Wednesday, May 19, 2010

Z++ tell/hear and Web Services

Mathematics evolves through simplification of complexity. Higher-level concepts abstract away a great deal of complexity. Otherwise, our fundamental tool would be limited to arithmetic and basic geometry. In the same vain, software engineering will make a jump in solving problems only when a programming language brings about simplification by hiding complexity through automation of higher-level abstractions.

In Robotic Communication we illustrated an application of tell/hear with regard to Concurrent Communicating Processes. The tell/hear abstraction is orthogonal to the rest of Z++ expressiveness, and therefore it monotonically increases Z++ expressiveness. In this note we will illustrate another application of tell/hear for solving the problem of Web Services.

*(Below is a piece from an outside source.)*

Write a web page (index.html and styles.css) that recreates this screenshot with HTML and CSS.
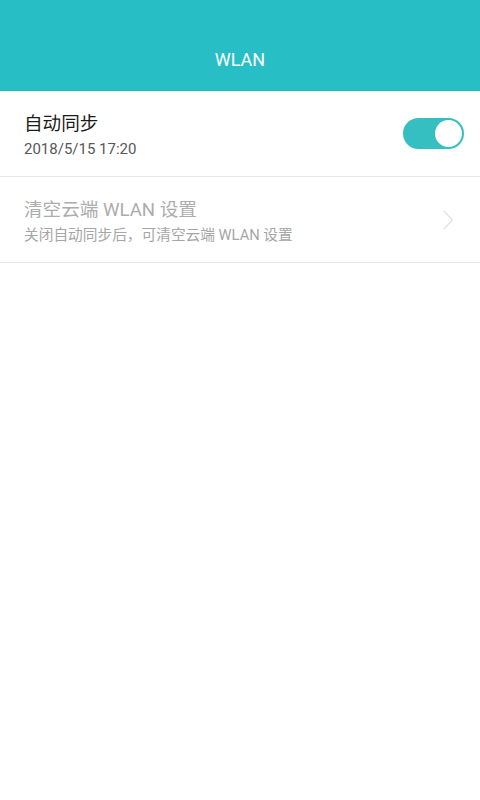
FILE: index.html
```html
<!DOCTYPE html>
<html lang="zh-CN">
<head>
<meta charset="utf-8">
<title>WLAN</title>
<link rel="stylesheet" href="styles.css">
</head>
<body>
<header class="appbar">
  <h1 class="appbar-title">WLAN</h1>
</header>
<main class="list">
  <div class="item">
    <div class="item-text">
      <div class="item-title">自动同步</div>
      <div class="item-sub">2018/5/15 17:20</div>
    </div>
    <div class="switch on"><span class="knob"></span></div>
  </div>
  <div class="item disabled">
    <div class="item-text">
      <div class="item-title">清空云端 WLAN 设置</div>
      <div class="item-sub">关闭自动同步后，可清空云端 WLAN 设置</div>
    </div>
    <svg class="chevron" width="12" height="22" viewBox="0 0 12 22"><path d="M1.5 1.5 L10.5 11 L1.5 20.5" fill="none" stroke="#e2e2e2" stroke-width="1.3"/></svg>
  </div>
</main>
</body>
</html>
```
FILE: styles.css
```css
* { box-sizing: border-box; }
html, body { margin: 0; padding: 0; }
body {
  width: 480px;
  height: 800px;
  background: #ffffff;
  font-family: Roboto, "Noto Sans CJK SC", sans-serif;
}
.appbar {
  height: 91px;
  background: #28bec5;
  border-bottom: 1px solid #25b7be;
  display: flex;
  align-items: flex-end;
  justify-content: center;
  padding-bottom: 18px;
}
.appbar-title {
  margin: 0;
  font-size: 18px;
  font-weight: 400;
  color: #ffffff;
  line-height: 24px;
}
.item {
  height: 86px;
  border-bottom: 1px solid #e8e8e8;
  display: flex;
  align-items: center;
  padding: 0 16px 0 24px;
}
.item-text { flex: 1; display: flex; flex-direction: column; gap: 3px; padding-top: 3px; }
.item-title {
  font-size: 18.6px;
  line-height: 24px;
  color: #1b1b1b;
}
.item-sub {
  font-size: 15px;
  line-height: 20px;
  color: #575757;
}
.disabled .item-title { color: #acacac; }
.disabled .item-sub { color: #a6a6a6; font-size: 14.7px; }
.switch {
  width: 61px;
  height: 31px;
  border-radius: 16px;
  background: #36bfc1;
  position: relative;
}
.knob {
  position: absolute;
  right: 2px;
  top: 2px;
  width: 27px;
  height: 27px;
  border-radius: 50%;
  background: #ffffff;
}
.chevron { margin-right: 10px; }
```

Z++ is generally described as a greatly enhanced superset of C++. Indeed, Z++ corrects C++ defects and extends its subset in many directions. However, Z++ abstractions for a variety of software solutions can never become part of C++. These abstractions, one of which we will illustrate here, require technological solutions which are beyond what a language can do on its own. For Z++ this underlying technology is Z47 Processor.

Without reviewing the boring history of Web Services, let us just state what was envisaged by that terminology. A client is looking for a particular service. The method of describing this service is a service indicator and a list of types of objects that may be sent along for service. The client may only need an acknowledgement of completion of service, or it may receive some data as part of the acknowledgement.

Let us look at a scenario. A user has registered with a service provider for hotel reservations, plane tickets, etc. Using his handheld device, the user fills out a request for a particular type of hotel, pricing and dates. The application adds user’s authentication to the request and sends it to the server. At this time user is able to use his device for other purposes.

A few minutes later user receives a popup on his device informing him of the availability of the service. For simplicity, we avoid the case that the server may have suggested alternatives, and that user may change some data and resend the request. Once the user accepts the offer, the server will confirm the service, charge the user’s account and send back a confirmation. The application will also record the confirmation for future use. In this scenario, the contact-server may also need to contact other servers as a client for finding the right hotel and pricing for its client. This process is also part of Web Services.

Thinking about a solution for the above scenario, we see that most of the cost of development will be in the area of communication and testing of data transmission. After all, a GUI and some file processing is not a major challenge and can be tested quite easily. So, how does Z++ reduce the complexity of developing this type of software?

The Z++ tell/hear signaling provides a simple and natural form of telling a server about a request and later hearing about it. Obviously, the simplicity hides a great deal of complexity. The linguistic design is quite effective in assisting the compiler to trap many coding errors. Furthermore, regardless of the complexity of data, there is no visible code in a Z++ application regarding data transmission, communication, synchronization or anything else for that matter. Basically, the server side of code focuses on the services, and the client code deals with providing its user with a simple GUI.

Z++ approach is as follows. The provider of a service simply registers the service as a hears(…) specification. This is a simple line of code similar to throws specification. On the client side, a client simply tells what it needs in a line that resembles a function call. Z47 Processor undertakes the entire complexity of executing the protocol. The protocol asks the server whether it is capable of providing the service prior to sending the actual data to it. The server checks the request against its registered hears(…) specifications. All of this is transparent to Z++ code. That simply means there is no code to write beyond expressing your intent, and therefore nothing to test or maintain, either.

New services can be added without having to change the code already written in any subtle way. Basically, one adds a new hears(…) specification, and the related code for serving an incoming request. No other part of the code needs updating.

On the other hand, the notion of Web Services is independent of expressiveness of C++ language. That means, one needs to line up library API using the facilities of the operating system on which a client or server will be running. But then a C++ compiler would not able to trap errors relevant to the notion of Web Services. Relatively speaking, such a C++ program will be large, complex and look like assembly language.